What happened after his passing was extraordinary because it was not manufactured. It was not a marketing campaign. It was not a label strategy. It was ordinary people, in homes, trucks, bars, garages, small towns, and quiet living rooms, reaching for the songs that had carried them through their own lives. Grief did not ask for words. It asked for a chorus.

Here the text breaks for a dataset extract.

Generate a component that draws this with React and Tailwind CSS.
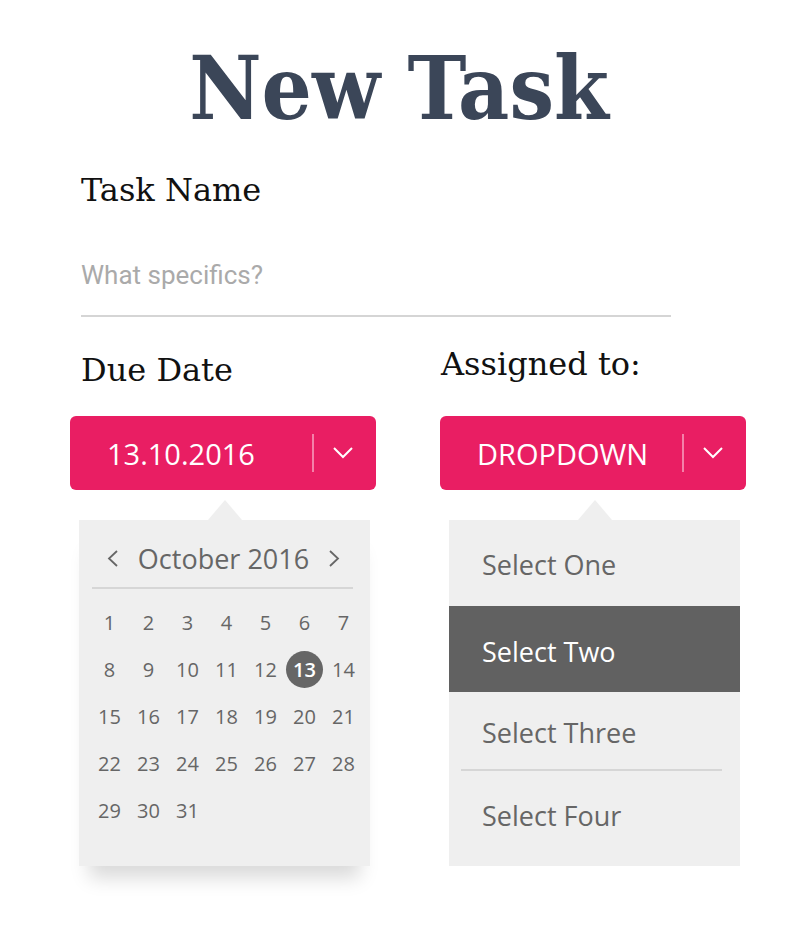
import React, { useState } from 'react';

const slab = { fontFamily: "'DejaVu Serif Condensed', 'DejaVu Serif', serif" };
const serif = { fontFamily: "'DejaVu Serif', serif" };

const Chevron = ({ className }) => (
  <svg className={className} width="20" height="12" viewBox="0 0 20 12" fill="none">
    <polyline points="1,1 10,10 19,1" stroke="currentColor" strokeWidth="2" />
  </svg>
);

const PinkSelect = ({ label }) => (
  <div className="flex items-center h-[74px] w-[306px] rounded-[6px] bg-[#e91e63] text-white pl-[37px]">
    <span className="w-[205px] text-[29px] leading-none font-['Open_Sans',sans-serif]">{label}</span>
    <span className="w-[2px] h-[38px] bg-[#f481a9]" />
    <span className="w-[58px] flex justify-center">
      <Chevron className="text-white" />
    </span>
  </div>
);

const Arrow = () => (
  <div className="flex justify-center h-[20px]">
    <div className="w-0 h-0 border-l-[17px] border-r-[17px] border-b-[20px] border-l-transparent border-r-transparent border-b-[#efefef]" />
  </div>
);

const days = Array.from({ length: 31 }, (_, i) => i + 1);

const Calendar = () => {
  const [picked, setPicked] = useState(13);
  return (
    <div className="ml-[9px] w-[291px]">
      <Arrow />
      <div className="bg-[#efefef] h-[346px] pt-[28px] text-[#666] font-['Open_Sans',sans-serif] shadow-[0_22px_18px_-10px_rgba(0,0,0,0.15)]">
        <div className="flex items-center justify-center gap-[19px] h-[20px] pr-[2px]">
          <svg width="12" height="17" viewBox="0 0 12 17" fill="none">
            <polyline points="10,1 2,8.5 10,16" stroke="#666" strokeWidth="1.8" />
          </svg>
          <span className="text-[27px] leading-none">October 2016</span>
          <svg width="12" height="17" viewBox="0 0 12 17" fill="none">
            <polyline points="2,1 10,8.5 2,16" stroke="#666" strokeWidth="1.8" />
          </svg>
        </div>
        <div className="ml-[13px] mr-[17px] mt-[19px] h-[2px] bg-[#d6d6d6]" />
        <div className="grid grid-cols-7 w-[273px] ml-[11px] mt-[10px]">
          {days.map((d) => (
            <div key={d} className="h-[47px] flex items-center justify-center">
              <button
                onClick={() => setPicked(d)}
                className={`w-[37px] h-[37px] rounded-full flex items-center justify-center text-[20px] leading-none ${picked === d ? 'bg-[#666] text-white font-semibold' : ''}`}
              >
                {d}
              </button>
            </div>
          ))}
        </div>
      </div>
    </div>
  );
};

const options = ['Select One', 'Select Two', 'Select Three', 'Select Four'];

const OptionList = () => {
  const [selected, setSelected] = useState('Select Two');
  const heights = ['h-[86px] pt-[4px]', 'h-[86px] pt-[6px]', 'h-[78px] pt-[4px]', 'h-[95px] pb-[6px]'];
  return (
    <div className="ml-[9px] w-[291px]">
      <Arrow />
      <div className="bg-[#efefef] h-[346px] flex flex-col font-['Open_Sans',sans-serif] text-[27px]">
        {options.map((o, i) => (
          <React.Fragment key={o}>
            {i === 3 && <div className="ml-[12px] mr-[18px] h-[2px] bg-[#d6d6d6]" />}
            <button
              onClick={() => setSelected(o)}
              className={`${heights[i]} flex items-center pl-[33px] text-left leading-none ${selected === o ? 'bg-[#616161] text-white' : 'text-[#666]'}`}
            >
              {o}
            </button>
          </React.Fragment>
        ))}
      </div>
    </div>
  );
};

export default function App() {
  return (
    <div className="bg-white min-h-screen w-[798px] pt-[44px]">
      <h1 style={slab} className="text-center text-[88px] leading-none font-bold text-[#3b4658]">
        New Task
      </h1>

      <div className="pl-[81px] mt-[42px]">
        <h2 style={serif} className="text-[32px] leading-none text-[#111]">Task Name</h2>
        <input
          placeholder="What specifics?"
          className="mt-[54px] w-[590px] pb-[25px] border-b-2 border-[#d5d5d5] text-[26px] leading-none font-['Roboto',sans-serif] text-[#333] placeholder:text-[#aaa] outline-none"
        />
      </div>

      <div className="flex gap-[64px] pl-[70px] mt-[31px]">
        <div className="flex flex-col">
          <h2 style={serif} className="ml-[11px] mt-[6px] text-[32px] leading-none text-[#111]">Due Date</h2>
          <div className="mt-[30px]">
            <PinkSelect label="13.10.2016" />
          </div>
          <div className="mt-[10px]">
            <Calendar />
          </div>
        </div>
        <div className="flex flex-col">
          <h2 style={serif} className="ml-[1px] text-[32px] leading-none text-[#111]">Assigned to:</h2>
          <div className="mt-[36px]">
            <PinkSelect label="DROPDOWN" />
          </div>
          <div className="mt-[10px]">
            <OptionList />
          </div>
        </div>
      </div>
    </div>
  );
}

Suddenly, “Should’ve Been a Cowboy” was not just a debut hit from the 1990s. It was the sound of youth remembered, of radios turned up on two-lane highways, of a country era when storytelling still had room to breathe. “Courtesy of the Red, White and Blue” became more than a patriotic anthem; it returned as a reminder of the emotional fire Toby Keith brought to a wounded America after September 11. “American Soldier” stood again as one of his most sincere tributes to service, sacrifice, and duty. And “Beer for My Horses” reminded listeners that Toby also understood humor, rhythm, and the kind of plainspoken storytelling that made people feel as if he was singing from their side of the fence.

But perhaps the most moving return was “Don’t Let the Old Man In.” By the time many fans watched him perform it near the end of his life, the song no longer sounded like a clever reflection on aging. It sounded like a man staring down time itself. His voice carried weight. His body had changed. But the spirit was still there — weathered, brave, and painfully human. When that song rose again after his death, it felt like fans were not merely honoring Toby Keith the entertainer. They were honoring Toby Keith the fighter.

That is the reason this moment belongs in the larger story of country music. Charts usually measure popularity, but in this case, they measured farewell. When fans pushed his songs back to the top, they were saying thank you for the swagger, the laughter, the stubbornness, the patriotism, the tenderness, and the refusal to become anyone other than himself. They were saying that his music had not simply entertained them. It had lived beside them.

Oklahoma lowering its flags, fans raising red Solo cups, crowds singing his name — these gestures mattered because Toby Keith always belonged to the people as much as he belonged to the industry. He was never polished into softness. He was big, direct, sometimes controversial, often funny, frequently moving, and always unmistakably his own man.

So when America pressed play after losing him, it was not only mourning. It was memory in motion. It was a country saying goodbye through the songs that had already become part of its life. And in that unforgettable week, Toby Keith proved something no chart could fully explain: some artists leave behind hits, but a rare few leave behind a voice people need to hear when words are no longer enough.